What you should do: Transcribe the full listing exactly, and drop every picture.

Material provided:
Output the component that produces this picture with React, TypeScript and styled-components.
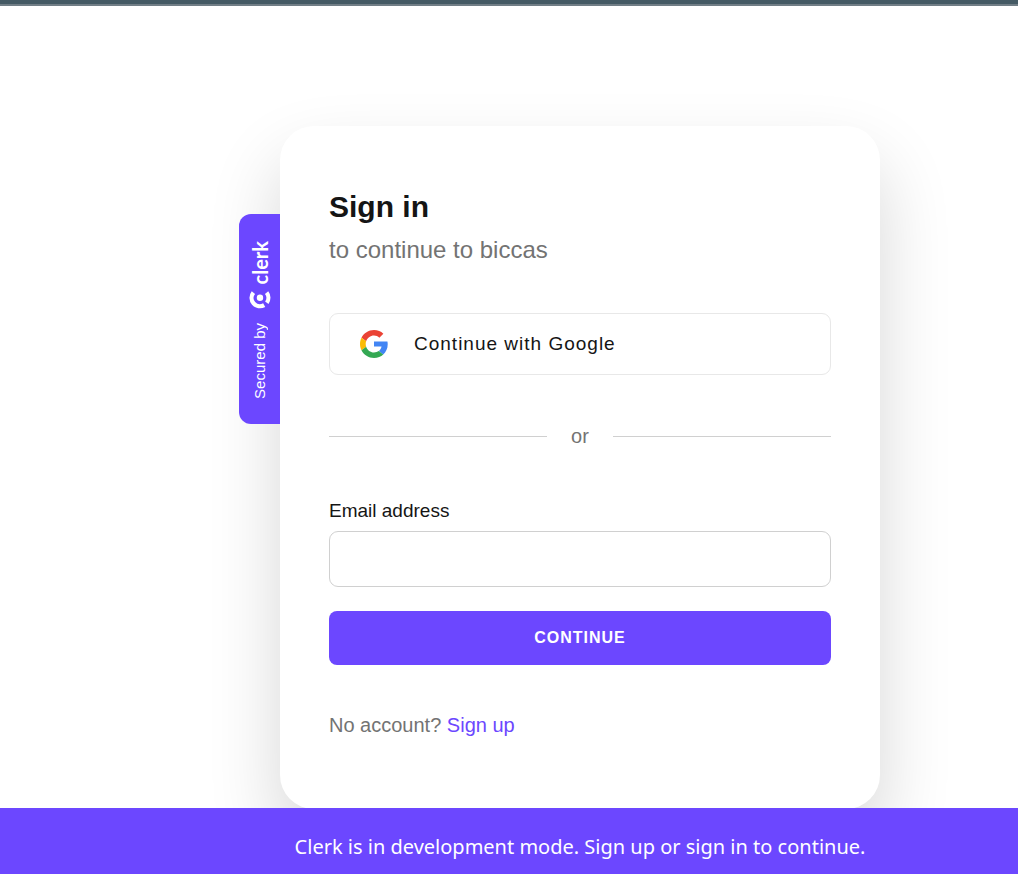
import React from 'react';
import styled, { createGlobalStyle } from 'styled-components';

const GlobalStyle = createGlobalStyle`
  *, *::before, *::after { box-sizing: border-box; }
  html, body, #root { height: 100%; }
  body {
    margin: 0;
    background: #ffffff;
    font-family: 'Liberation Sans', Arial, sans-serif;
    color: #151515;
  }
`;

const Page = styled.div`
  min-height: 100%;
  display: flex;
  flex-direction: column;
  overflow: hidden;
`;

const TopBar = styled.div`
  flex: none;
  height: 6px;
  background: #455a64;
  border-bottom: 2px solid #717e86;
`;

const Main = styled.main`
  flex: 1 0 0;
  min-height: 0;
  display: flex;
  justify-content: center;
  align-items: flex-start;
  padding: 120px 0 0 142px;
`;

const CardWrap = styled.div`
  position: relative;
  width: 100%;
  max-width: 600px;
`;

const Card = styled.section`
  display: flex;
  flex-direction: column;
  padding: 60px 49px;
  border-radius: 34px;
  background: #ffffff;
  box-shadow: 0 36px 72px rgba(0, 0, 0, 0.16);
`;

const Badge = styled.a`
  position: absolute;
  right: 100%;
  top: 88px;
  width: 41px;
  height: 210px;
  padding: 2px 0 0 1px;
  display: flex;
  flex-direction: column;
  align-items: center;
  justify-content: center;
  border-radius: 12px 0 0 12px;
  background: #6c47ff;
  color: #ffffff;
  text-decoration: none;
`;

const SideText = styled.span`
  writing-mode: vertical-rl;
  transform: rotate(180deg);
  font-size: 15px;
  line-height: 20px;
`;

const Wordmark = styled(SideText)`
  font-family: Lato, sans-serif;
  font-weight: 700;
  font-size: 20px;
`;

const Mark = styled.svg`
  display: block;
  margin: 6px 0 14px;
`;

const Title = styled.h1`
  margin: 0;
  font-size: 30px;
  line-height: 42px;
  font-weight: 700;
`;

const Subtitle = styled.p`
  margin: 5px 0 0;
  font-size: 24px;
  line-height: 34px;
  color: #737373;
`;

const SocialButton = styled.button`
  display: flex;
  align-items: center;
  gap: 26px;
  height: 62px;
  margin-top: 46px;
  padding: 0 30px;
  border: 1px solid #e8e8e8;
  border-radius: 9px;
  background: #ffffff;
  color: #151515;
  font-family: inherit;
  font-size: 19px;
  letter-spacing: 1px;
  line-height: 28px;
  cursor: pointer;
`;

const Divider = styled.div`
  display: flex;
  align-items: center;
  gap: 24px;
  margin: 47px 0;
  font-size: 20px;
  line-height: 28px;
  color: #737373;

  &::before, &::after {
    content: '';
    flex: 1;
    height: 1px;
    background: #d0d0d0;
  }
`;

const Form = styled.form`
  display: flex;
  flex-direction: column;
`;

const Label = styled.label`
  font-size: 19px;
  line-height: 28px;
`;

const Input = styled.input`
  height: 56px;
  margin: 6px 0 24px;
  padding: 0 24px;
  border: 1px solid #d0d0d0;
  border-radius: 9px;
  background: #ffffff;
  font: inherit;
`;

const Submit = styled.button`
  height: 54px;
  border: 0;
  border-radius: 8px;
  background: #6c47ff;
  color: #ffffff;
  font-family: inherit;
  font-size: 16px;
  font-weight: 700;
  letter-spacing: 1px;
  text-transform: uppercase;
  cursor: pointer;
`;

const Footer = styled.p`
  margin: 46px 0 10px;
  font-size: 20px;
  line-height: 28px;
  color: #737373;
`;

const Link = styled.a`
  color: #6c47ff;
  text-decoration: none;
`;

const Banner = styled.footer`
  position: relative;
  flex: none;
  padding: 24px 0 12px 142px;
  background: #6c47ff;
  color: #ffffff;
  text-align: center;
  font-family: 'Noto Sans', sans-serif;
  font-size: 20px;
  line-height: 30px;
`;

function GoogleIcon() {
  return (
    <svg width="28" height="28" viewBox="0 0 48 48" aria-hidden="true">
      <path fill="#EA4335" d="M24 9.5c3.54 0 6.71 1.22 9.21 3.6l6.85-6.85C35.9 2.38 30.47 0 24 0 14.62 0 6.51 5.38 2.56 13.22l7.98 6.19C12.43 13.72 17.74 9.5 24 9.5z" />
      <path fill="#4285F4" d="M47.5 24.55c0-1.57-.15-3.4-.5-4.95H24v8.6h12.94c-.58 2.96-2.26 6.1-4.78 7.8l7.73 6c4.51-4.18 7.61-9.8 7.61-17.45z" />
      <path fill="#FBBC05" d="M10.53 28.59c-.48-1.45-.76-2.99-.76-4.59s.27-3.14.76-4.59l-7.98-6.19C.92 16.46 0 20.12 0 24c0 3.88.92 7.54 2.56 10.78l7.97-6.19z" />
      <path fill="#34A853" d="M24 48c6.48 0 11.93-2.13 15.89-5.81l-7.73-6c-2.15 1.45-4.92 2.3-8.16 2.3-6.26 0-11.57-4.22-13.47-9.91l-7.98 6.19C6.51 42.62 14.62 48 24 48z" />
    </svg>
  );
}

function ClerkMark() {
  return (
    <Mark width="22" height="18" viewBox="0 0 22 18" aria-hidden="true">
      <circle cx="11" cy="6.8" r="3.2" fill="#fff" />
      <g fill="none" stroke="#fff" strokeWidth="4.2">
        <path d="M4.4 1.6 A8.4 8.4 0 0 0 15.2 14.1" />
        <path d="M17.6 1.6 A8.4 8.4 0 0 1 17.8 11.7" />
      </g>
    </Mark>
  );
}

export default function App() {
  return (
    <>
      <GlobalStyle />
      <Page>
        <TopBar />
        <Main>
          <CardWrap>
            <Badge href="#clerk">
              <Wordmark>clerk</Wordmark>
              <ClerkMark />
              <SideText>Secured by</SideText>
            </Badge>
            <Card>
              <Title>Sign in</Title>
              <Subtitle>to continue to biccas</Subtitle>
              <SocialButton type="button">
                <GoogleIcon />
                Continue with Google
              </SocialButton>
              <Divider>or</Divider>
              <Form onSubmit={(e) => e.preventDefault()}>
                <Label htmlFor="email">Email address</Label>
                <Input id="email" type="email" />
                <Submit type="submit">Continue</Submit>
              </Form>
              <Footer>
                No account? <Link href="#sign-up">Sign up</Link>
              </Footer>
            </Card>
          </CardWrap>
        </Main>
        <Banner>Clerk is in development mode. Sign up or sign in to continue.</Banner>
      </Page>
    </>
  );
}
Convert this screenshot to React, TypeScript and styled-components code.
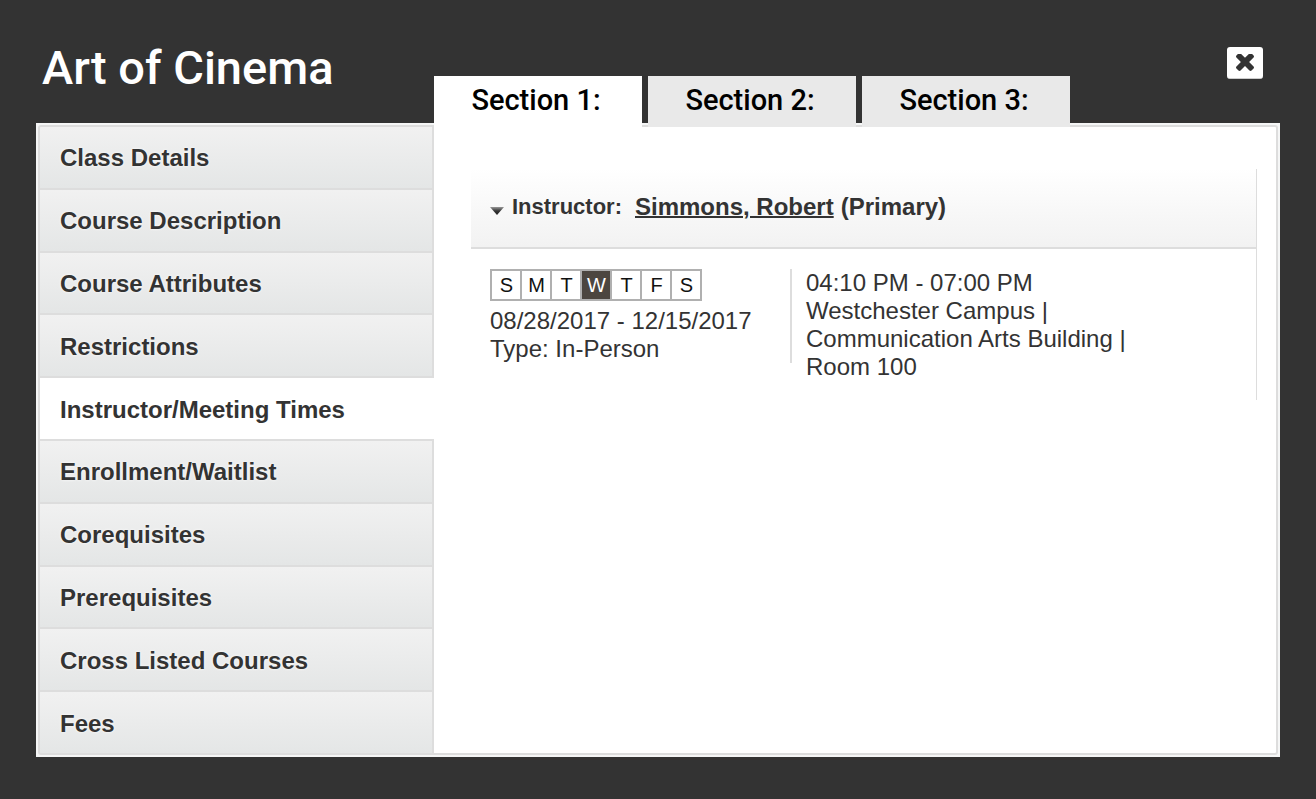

Solution for this exercise:
Output the component that produces this picture with React, TypeScript and styled-components.
import React from 'react';
import styled, { createGlobalStyle } from 'styled-components';

const GlobalStyle = createGlobalStyle`
  *, *::before, *::after { box-sizing: border-box; }
  html, body, #root { height: 100%; }
  body {
    margin: 0;
    background: #ffffff;
    font-family: 'Liberation Sans', Arial, sans-serif;
    color: #151515;
  }
`;

const Page = styled.div`
  min-height: 100%;
  display: flex;
  flex-direction: column;
  overflow: hidden;
`;

const TopBar = styled.div`
  flex: none;
  height: 6px;
  background: #455a64;
  border-bottom: 2px solid #717e86;
`;

const Main = styled.main`
  flex: 1 0 0;
  min-height: 0;
  display: flex;
  justify-content: center;
  align-items: flex-start;
  padding: 120px 0 0 142px;
`;

const CardWrap = styled.div`
  position: relative;
  width: 100%;
  max-width: 600px;
`;

const Card = styled.section`
  display: flex;
  flex-direction: column;
  padding: 60px 49px;
  border-radius: 34px;
  background: #ffffff;
  box-shadow: 0 36px 72px rgba(0, 0, 0, 0.16);
`;

const Badge = styled.a`
  position: absolute;
  right: 100%;
  top: 88px;
  width: 41px;
  height: 210px;
  padding: 2px 0 0 1px;
  display: flex;
  flex-direction: column;
  align-items: center;
  justify-content: center;
  border-radius: 12px 0 0 12px;
  background: #6c47ff;
  color: #ffffff;
  text-decoration: none;
`;

const SideText = styled.span`
  writing-mode: vertical-rl;
  transform: rotate(180deg);
  font-size: 15px;
  line-height: 20px;
`;

const Wordmark = styled(SideText)`
  font-family: Lato, sans-serif;
  font-weight: 700;
  font-size: 20px;
`;

const Mark = styled.svg`
  display: block;
  margin: 6px 0 14px;
`;

const Title = styled.h1`
  margin: 0;
  font-size: 30px;
  line-height: 42px;
  font-weight: 700;
`;

const Subtitle = styled.p`
  margin: 5px 0 0;
  font-size: 24px;
  line-height: 34px;
  color: #737373;
`;

const SocialButton = styled.button`
  display: flex;
  align-items: center;
  gap: 26px;
  height: 62px;
  margin-top: 46px;
  padding: 0 30px;
  border: 1px solid #e8e8e8;
  border-radius: 9px;
  background: #ffffff;
  color: #151515;
  font-family: inherit;
  font-size: 19px;
  letter-spacing: 1px;
  line-height: 28px;
  cursor: pointer;
`;

const Divider = styled.div`
  display: flex;
  align-items: center;
  gap: 24px;
  margin: 47px 0;
  font-size: 20px;
  line-height: 28px;
  color: #737373;

  &::before, &::after {
    content: '';
    flex: 1;
    height: 1px;
    background: #d0d0d0;
  }
`;

const Form = styled.form`
  display: flex;
  flex-direction: column;
`;

const Label = styled.label`
  font-size: 19px;
  line-height: 28px;
`;

const Input = styled.input`
  height: 56px;
  margin: 6px 0 24px;
  padding: 0 24px;
  border: 1px solid #d0d0d0;
  border-radius: 9px;
  background: #ffffff;
  font: inherit;
`;

const Submit = styled.button`
  height: 54px;
  border: 0;
  border-radius: 8px;
  background: #6c47ff;
  color: #ffffff;
  font-family: inherit;
  font-size: 16px;
  font-weight: 700;
  letter-spacing: 1px;
  text-transform: uppercase;
  cursor: pointer;
`;

const Footer = styled.p`
  margin: 46px 0 10px;
  font-size: 20px;
  line-height: 28px;
  color: #737373;
`;

const Link = styled.a`
  color: #6c47ff;
  text-decoration: none;
`;

const Banner = styled.footer`
  position: relative;
  flex: none;
  padding: 24px 0 12px 142px;
  background: #6c47ff;
  color: #ffffff;
  text-align: center;
  font-family: 'Noto Sans', sans-serif;
  font-size: 20px;
  line-height: 30px;
`;

function GoogleIcon() {
  return (
    <svg width="28" height="28" viewBox="0 0 48 48" aria-hidden="true">
      <path fill="#EA4335" d="M24 9.5c3.54 0 6.71 1.22 9.21 3.6l6.85-6.85C35.9 2.38 30.47 0 24 0 14.62 0 6.51 5.38 2.56 13.22l7.98 6.19C12.43 13.72 17.74 9.5 24 9.5z" />
      <path fill="#4285F4" d="M47.5 24.55c0-1.57-.15-3.4-.5-4.95H24v8.6h12.94c-.58 2.96-2.26 6.1-4.78 7.8l7.73 6c4.51-4.18 7.61-9.8 7.61-17.45z" />
      <path fill="#FBBC05" d="M10.53 28.59c-.48-1.45-.76-2.99-.76-4.59s.27-3.14.76-4.59l-7.98-6.19C.92 16.46 0 20.12 0 24c0 3.88.92 7.54 2.56 10.78l7.97-6.19z" />
      <path fill="#34A853" d="M24 48c6.48 0 11.93-2.13 15.89-5.81l-7.73-6c-2.15 1.45-4.92 2.3-8.16 2.3-6.26 0-11.57-4.22-13.47-9.91l-7.98 6.19C6.51 42.62 14.62 48 24 48z" />
    </svg>
  );
}

function ClerkMark() {
  return (
    <Mark width="22" height="18" viewBox="0 0 22 18" aria-hidden="true">
      <circle cx="11" cy="6.8" r="3.2" fill="#fff" />
      <g fill="none" stroke="#fff" strokeWidth="4.2">
        <path d="M4.4 1.6 A8.4 8.4 0 0 0 15.2 14.1" />
        <path d="M17.6 1.6 A8.4 8.4 0 0 1 17.8 11.7" />
      </g>
    </Mark>
  );
}

export default function App() {
  return (
    <>
      <GlobalStyle />
      <Page>
        <TopBar />
        <Main>
          <CardWrap>
            <Badge href="#clerk">
              <Wordmark>clerk</Wordmark>
              <ClerkMark />
              <SideText>Secured by</SideText>
            </Badge>
            <Card>
              <Title>Sign in</Title>
              <Subtitle>to continue to biccas</Subtitle>
              <SocialButton type="button">
                <GoogleIcon />
                Continue with Google
              </SocialButton>
              <Divider>or</Divider>
              <Form onSubmit={(e) => e.preventDefault()}>
                <Label htmlFor="email">Email address</Label>
                <Input id="email" type="email" />
                <Submit type="submit">Continue</Submit>
              </Form>
              <Footer>
                No account? <Link href="#sign-up">Sign up</Link>
              </Footer>
            </Card>
          </CardWrap>
        </Main>
        <Banner>Clerk is in development mode. Sign up or sign in to continue.</Banner>
      </Page>
    </>
  );
}
Convert this screenshot to React, TypeScript and styled-components code.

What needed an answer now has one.